Quite a number of people at our table chose to order the pork belly. The pork was twice cooked and served on a bed of creamed cauliflower and “crinkled” courgettes. To balance the flavours with some sweetness the dish was topped with a sticky rum & apple relish. I was fortunate enough to sit next to the expecting mum’s husband who ordered the pork belly but curiously doesn’t like crackling. It wasn’t hard to find volunteers on the table including myself that were willing to take said crackling off his hands. Aren’t we kind folk? The artery blocking crackling had a satisfying crunch that was loud enough to be heard on the other side of the table.
The Feral Brewing Company offers good value in the valley; I was impressed with the size of the meals in relation to the price. The plump grain fed Porterhouse steak was a decent 300 gm cut and came with paprika potatoes, buttered broccolini and a juicy feta stuffed field mushroom.
I needed to preserve a bit of room in my stomach as we were heading out for dinner later that evening so I opted for the charcuterie meat board for something light. Creamy Persian feta, grilled Spanish chorizo, thinly shaved prosciutto and some roasted beef sirloin were served along with some locally pickled vegetables. The platter normally comes with crusty bread but I asked for it to be served gluten free. Some crackers arrived with it but I wasn’t sure whether they were gluten free or not so I left them. I wasn’t that bothered otherwise I would have asked. The chorizo was juicy and succulent and was my favourite component of this dish.
My platter was designed to share but everyone had their own full plates to contend with resulting in little luck sharing it around. My head nurse sitting next to me helped marginally to make a dent on the proviso and I helped her with her trio of dips. The dips of the days included spicy Moroccan dhal, creamy spring onion and “funky mushroom”. I smeared some of the dhal on my pickled vegetables as a bread substitute. It had a reasonable kicked to it and went well with the pickle!
Our adorable cupcakes for the day were designed and made by Cooks Cakes. Each cupcake had a gorgeous baby themed decoration and the cakes were a mix of flavours; red velvet, chocolate and vanilla. Alas none were gluten free this time round.
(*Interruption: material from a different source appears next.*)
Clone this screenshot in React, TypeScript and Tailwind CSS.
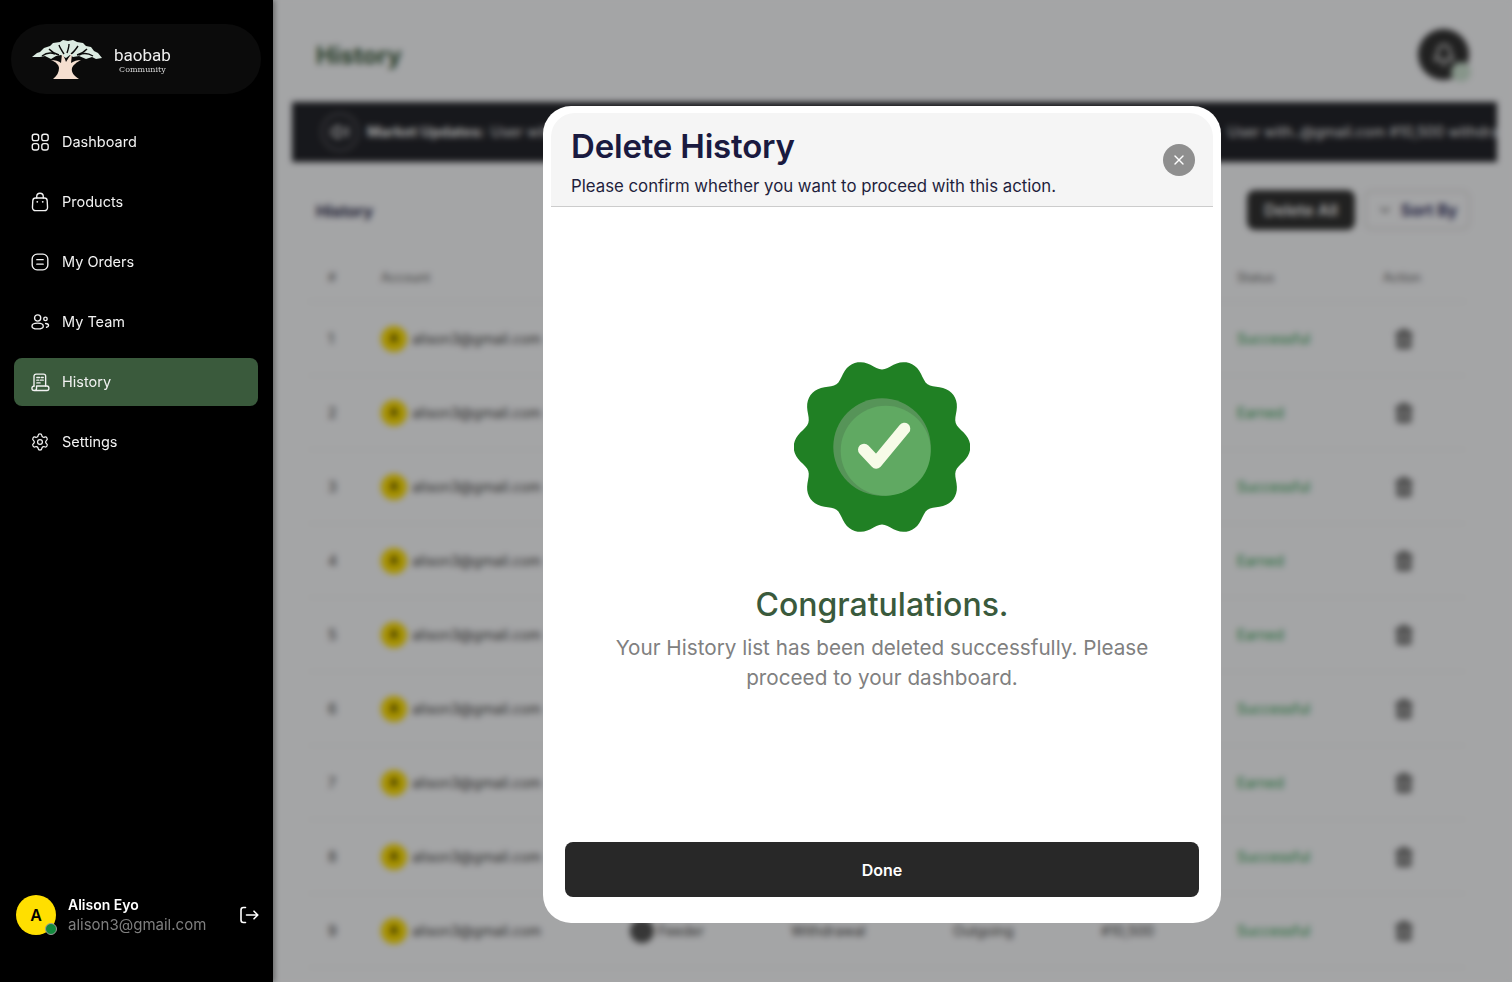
import { X, Trash2, ChevronDown, Bell, Volume2 } from "lucide-react";

const badgePath = (() => {
  const pts: string[] = [];
  for (let i = 0; i < 360; i += 2) {
    const t = (i * Math.PI) / 180;
    const r = 83.4 + 5.4 * Math.cos(10 * t) - 0.5 * Math.cos(20 * t);
    pts.push(`${(88 + r * Math.cos(t)).toFixed(2)} ${(85 + r * Math.sin(t)).toFixed(2)}`);
  }
  return `M${pts.join("L")}Z`;
})();

const icons = {
  dashboard: (
    <>
      <rect x="2.5" y="2.5" width="7" height="7" rx="2.4" />
      <rect x="13" y="2.5" width="7" height="7" rx="2.4" />
      <rect x="2.5" y="12.8" width="7" height="7" rx="2.4" />
      <rect x="13" y="12.8" width="7" height="7" rx="2.4" />
    </>
  ),
  products: (
    <>
      <path d="M6.2 6.6h9.6c1.7 0 3 1.2 3.1 2.9l.4 7.4c.1 2-1.4 3.6-3.4 3.6H6.1c-2 0-3.5-1.6-3.4-3.6l.4-7.4c.1-1.7 1.4-2.9 3.1-2.9Z" />
      <path d="M7.4 6.6V5a3.6 3.6 0 0 1 7.2 0v1.6" />
      <path d="M8 10.8h.01M14 10.8h.01" strokeWidth="2" />
    </>
  ),
  orders: (
    <>
      <rect x="2.4" y="2.4" width="17.2" height="17.2" rx="5.4" />
      <path d="M7.5 8.4h7M7.5 13.4h7" />
    </>
  ),
  team: (
    <>
      <circle cx="8.4" cy="6.6" r="3.4" />
      <path d="M2.2 15.6c0-2.2 2.8-3.4 6.2-3.4s6.2 1.2 6.2 3.4-2.8 3-6.2 3-6.2-.8-6.2-3Z" />
      <circle cx="17" cy="7.6" r="1.9" />
      <path d="M17.2 12.6c2 .1 3.2 1 3.2 2.2 0 1-.8 1.7-2.2 2" />
    </>
  ),
  history: (
    <>
      <path d="M4.4 15.6V4.6c0-1.4.9-2.3 2.3-2.3h8.2c1.4 0 2.3.9 2.3 2.3v10.8" />
      <path d="M4.6 20.4h14c1.3 0 2.2-.9 2.2-2.5 0-1.5-.9-2.5-2.2-2.5H7.2v2.6c0 1.4-1.2 2.4-2.5 2.4s-2.6-1-2.6-2.4 1-2.5 2.3-2.5" />
      <path d="M7.5 6h3M12.4 6h2.2M7.5 9h2M11.4 9h3.2M7.5 12h3.6" />
    </>
  ),
  settings: (
    <g transform="translate(.3 .3) scale(.89)">
      <circle cx="12" cy="12" r="3" />
      <path d="M9.671 4.136a2.34 2.34 0 0 1 4.659 0 2.34 2.34 0 0 0 3.319 1.915 2.34 2.34 0 0 1 2.33 4.033 2.34 2.34 0 0 0 0 3.831 2.34 2.34 0 0 1-2.33 4.033 2.34 2.34 0 0 0-3.319 1.915 2.34 2.34 0 0 1-4.659 0 2.34 2.34 0 0 0-3.32-1.915 2.34 2.34 0 0 1-2.33-4.033 2.34 2.34 0 0 0 0-3.831A2.34 2.34 0 0 1 6.35 6.051a2.34 2.34 0 0 0 3.32-1.915" />
    </g>
  ),
};

const NavItem = ({
  icon,
  label,
  active,
}: {
  icon: keyof typeof icons;
  label: string;
  active?: boolean;
}) => (
  <div
    className={`h-12 flex items-center gap-3 pl-4 rounded-lg text-[14.5px] text-[#f2f2f2] ${
      active ? "bg-[#3a5a3c]" : ""
    }`}
  >
    <svg
      viewBox="0 0 22 22"
      fill="none"
      stroke="currentColor"
      strokeWidth="1.5"
      strokeLinecap="round"
      strokeLinejoin="round"
      className="w-5 h-5 shrink-0"
    >
      {icons[icon]}
    </svg>
    <span>{label}</span>
  </div>
);

const Logo = () => (
  <svg viewBox="0 0 70 40" className="w-[70px] h-10 shrink-0">
    {/* canopy */}
    <path
      d="M0 18 5 14l3-1 4-4 6-2 3-3 7-1 3-2 5 1 5-1 4 2 6 1 3 3 5 1 3 4 4 2 4 5-6 1-4-2-6 2-7-3-6 1-3-2-4 3-5-3-5 1-5 3-6-3-5 1-4 0Z"
      fill="#dcebe2"
    />
    {/* dark gaps in the foliage */}
    <path
      d="M10 17c4-3 8-4 13-2M17 10c3 3 6 5 10 6M27 6c1 3 3 6 5 9M37 5c0 3-1 6-2 9M46 7c-2 3-4 6-7 8M55 10c-3 3-6 5-10 6M61 17c-5-3-10-3-14-1"
      stroke="#0b0b0b"
      strokeWidth="1.4"
      fill="none"
    />
    {/* trunk */}
    <path
      d="M21 40c4-3 6-7 6-11 0-3-3-6-8-8 4 0 8 1 10 3l1-9c2 2 3 5 4 8 2-3 3-6 6-8l-1 9c3-2 6-3 10-3-4 2-8 5-9 8-1 4 2 8 7 11Z"
      fill="#f5dfd0"
    />
  </svg>
);

const rows = [
  "Successful",
  "Earned",
  "Successful",
  "Earned",
  "Earned",
  "Successful",
  "Earned",
  "Successful",
  "Successful",
];

export default function App() {
  return (
    <div className="flex h-screen w-full overflow-hidden bg-white font-['Inter',sans-serif]">
      <aside className="relative z-20 w-[273px] shrink-0 h-full bg-black flex flex-col shadow-[2px_0_5px_rgba(0,0,0,0.35)]">
        <div className="mt-6 ml-[11px] w-[250px] h-[70px] rounded-full bg-[#0b0b0b] flex items-center pl-[21px] gap-3">
          <Logo />
          <div className="flex flex-col items-center text-[#eeeeee] leading-none mt-[3px]">
            <span className="font-['Roboto',sans-serif] text-[17px]">baobab</span>
            <span className="font-['DejaVu_Serif',serif] text-[8px] mt-[2px] text-[#d8d8d8]">Community</span>
          </div>
        </div>

        <nav className="mt-6 mx-[14px] w-[244px] flex flex-col gap-3">
          <NavItem icon="dashboard" label="Dashboard" />
          <NavItem icon="products" label="Products" />
          <NavItem icon="orders" label="My Orders" />
          <NavItem icon="team" label="My Team" />
          <NavItem icon="history" label="History" active />
          <NavItem icon="settings" label="Settings" />
        </nav>

        <div className="mt-auto mb-[47px] ml-4 mr-[14px] flex items-center">
          <div className="relative w-10 h-10 rounded-full bg-[#ffdf00] flex items-center justify-center text-black font-semibold text-base">
            A
            <span className="absolute right-[-1px] bottom-0 w-3 h-3 rounded-full bg-[#128a3e] border border-[#9a9a9a]" />
          </div>
          <div className="ml-3 flex flex-col">
            <span className="text-[14px] leading-5 font-semibold text-white">Alison Eyo</span>
            <span className="text-[15px] leading-5 text-[#7f7f7f]">alison3@gmail.com</span>
          </div>
          <svg
            viewBox="0 0 20 20"
            fill="none"
            stroke="#fff"
            strokeWidth="1.6"
            strokeLinecap="round"
            strokeLinejoin="round"
            className="ml-auto w-5 h-5"
          >
            <path d="M6.5 2.5H4.4C3.1 2.5 2 3.6 2 4.9v10.2c0 1.3 1.1 2.4 2.4 2.4h2.1" />
            <path d="M7.5 10h11M15 6.2l3.8 3.8-3.8 3.8" />
          </svg>
        </div>
      </aside>

      <main className="relative flex-1 min-w-0 h-full overflow-hidden bg-[#fcfdff]">
        <header className="h-[102px] flex items-center pl-[43px] pr-[43px]">
          <h1 className="text-[24px] font-bold text-[#3a5a3c] mt-[10px]">History</h1>
          <div className="relative ml-auto mt-[7px] w-[51px] h-[51px] rounded-full bg-[#333] flex items-center justify-center">
            <Bell className="size-6 text-white" />
            <span className="absolute right-[-2px] bottom-[-2px] w-5 h-5 rounded-full bg-[#cfe5d4]" />
          </div>
        </header>

        <div className="ml-[19px] mr-[15px] h-[60px] bg-[#24252b] flex items-center overflow-hidden whitespace-nowrap pl-7 text-[14.5px] text-white">
          <span className="shrink-0 w-10 h-10 rounded-full border-4 border-[#44454a] flex items-center justify-center">
            <Volume2 className="size-5 text-white" />
          </span>
          <span className="shrink-0 ml-[7px] font-bold">Market Updates:</span>
          <span className="shrink-0 ml-[6px] w-[737px]">User with..@gmail.com #10,500 withdrawal</span>
          <span className="shrink-0">User with..@gmail.com #10,500 withdrawal</span>
        </div>

        <div className="mt-7 pl-[43px] pr-[42px] h-10 flex items-center">
          <h2 className="text-[16px] font-bold text-[#2a2a4a] mt-[2px]">History</h2>
          <button className="ml-auto w-[108px] h-10 rounded-lg bg-[#333] text-white text-[16px] font-semibold">
            Delete All
          </button>
          <button className="ml-[9px] w-[106px] h-10 rounded-lg border-2 border-[#e4e4e4] bg-[#fcfdff] text-[#1a1a50] text-[16px] font-semibold flex items-center justify-center gap-2">
            <ChevronDown className="size-4 text-[#555]" />
            Sort By
          </button>
        </div>

        <div className="mt-[25px] ml-[35px] mr-[46px] text-[14px] text-[#444]">
          <div className="h-[47px] grid grid-cols-[53px_249px_161px_162px_148px_136px_1fr] items-center pl-5 text-[12.5px] text-[#666] border-b border-[#f0f0f0]">
            <span>#</span>
            <span>Account</span>
            <span>Type</span>
            <span>Category</span>
            <span>Flow</span>
            <span>Amount</span>
            <span className="flex"><span className="w-[146px]">Status</span><span>Action</span></span>
          </div>
          {rows.map((status, i) => (
            <div
              key={i}
              className="h-[74px] grid grid-cols-[53px_249px_161px_162px_148px_136px_1fr] items-center pl-5 border-b border-[#f4f4f4]"
            >
              <span>{i + 1}</span>
              <span className="flex items-center gap-[5px]">
                <span className="w-[26px] h-[26px] rounded-full bg-[#ffdf00] flex items-center justify-center text-[10px] font-semibold text-black">A</span>
                alison3@gmail.com
              </span>
              <span className="flex items-center gap-1">
                <span className="w-6 h-6 rounded-full bg-[#555]" />
                Feeder
              </span>
              <span>Withdrawal</span>
              <span>Outgoing</span>
              <span>#10,500</span>
              <span className="flex items-center">
                <span className="w-[156px] text-[#2f9e4f]">{status}</span>
                <Trash2 className="size-[22px] text-[#555] fill-[#999]" />
              </span>
            </div>
          ))}
        </div>

        {/* overlay + modal */}
        <div className="absolute inset-0 z-10 bg-[#00000059] backdrop-blur-[3px] flex items-start pl-[270px] pt-[106px]">
          <div className="w-[678px] h-[817px] bg-white rounded-[28px] px-2 pt-[7px] pb-[26px] flex flex-col">
            <div className="relative h-[94px] shrink-0 bg-[#f5f5f5] rounded-t-[24px] border-b border-[#cccccc] pl-5 pt-[11px]">
              <h3 className="text-[33px] leading-[44px] font-semibold text-[#1a1a40] tracking-[-0.2px]">Delete History</h3>
              <p className="mt-[6px] text-[16.8px] leading-6 text-[#1f1f3d]">
                Please confirm whether you want to proceed with this action.
              </p>
              <button className="absolute right-[18px] top-[31px] w-8 h-8 rounded-full bg-[#8f8f8f] flex items-center justify-center">
                <X className="size-4 text-white" />
              </button>
            </div>

            <div className="flex-1 min-h-0 pt-[5px] flex flex-col items-center justify-center">
              <svg viewBox="0 0 176 170" className="w-[176px] h-[170px] shrink-0">
                <path d={badgePath} fill="#208024" />
                <circle cx="88" cy="85" r="48.7" fill="#569458" />
                <circle cx="91.7" cy="88.7" r="45" fill="#60a962" />
                <path
                  d="M70 87.7 82.2 100.7 110.3 66.7"
                  fill="none"
                  stroke="#f7fbe8"
                  strokeWidth="12"
                  strokeLinecap="round"
                  strokeLinejoin="round"
                />
              </svg>
              <h4 className="mt-[50px] text-[32px] leading-[46px] font-medium text-[#3a5a3c]">Congratulations.</h4>
              <p className="mt-[5px] w-[556px] text-center text-[20.7px] leading-[30px] text-[#808080]">
                Your History list has been deleted successfully. Please proceed to your dashboard.
              </p>
            </div>

            <button className="mx-[14px] h-[55px] shrink-0 rounded-lg bg-[#282828] text-white text-[16px] font-semibold">
              Done
            </button>
          </div>
        </div>
      </main>
    </div>
  );
}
Feral Brewing Company offers a very casual atmosphere nestled in the heart of the Swan Valley with hearty grub and a great range of craft beers. Not being able to drink most beer due to gluten intolerance I cannot tell you much about their hand-crafted beers, but they are currently title holders for the Australian International Beer Awards “Best Medium Australian Brewery”. Their food is simple pub styled food priced reasonably well with modest portion sizes.Feral Brewing Company 152 Haddrill Road, Baskerville WA 6056 | (08) 9296 4657 | www.feralbrewing.com.au Price: $$$ (Entrée$8.50-12, Mains $23-38 Food: 3.5/5 (simple, fresh, hearty meals) Service: 3/5 (friendly, drinks service a little slow) Ambience: 3.5/5 (country sunshine, rolling hills and vineyards) Drinks: 3/5 (I need the Boy to review the beers but I couldn’t convince him to come to a baby shower) Total: 13/20
I am fortunate enough to work on the doorstep of the Swan Valley. This means that it is relatively easy to have some office meetings out and about and over the years we have developed a few favourites. Taylor’s Art and Coffee House has been one of those locations mainly due to their excellent coffee and interesting range of gluten free cakes. Their coffee is sourced from a small local company called Dark Star who roast their own imported beans on site in Northbridge. It is a full flavoured coffee that is perfect for an espresso or short mac, just how I like it.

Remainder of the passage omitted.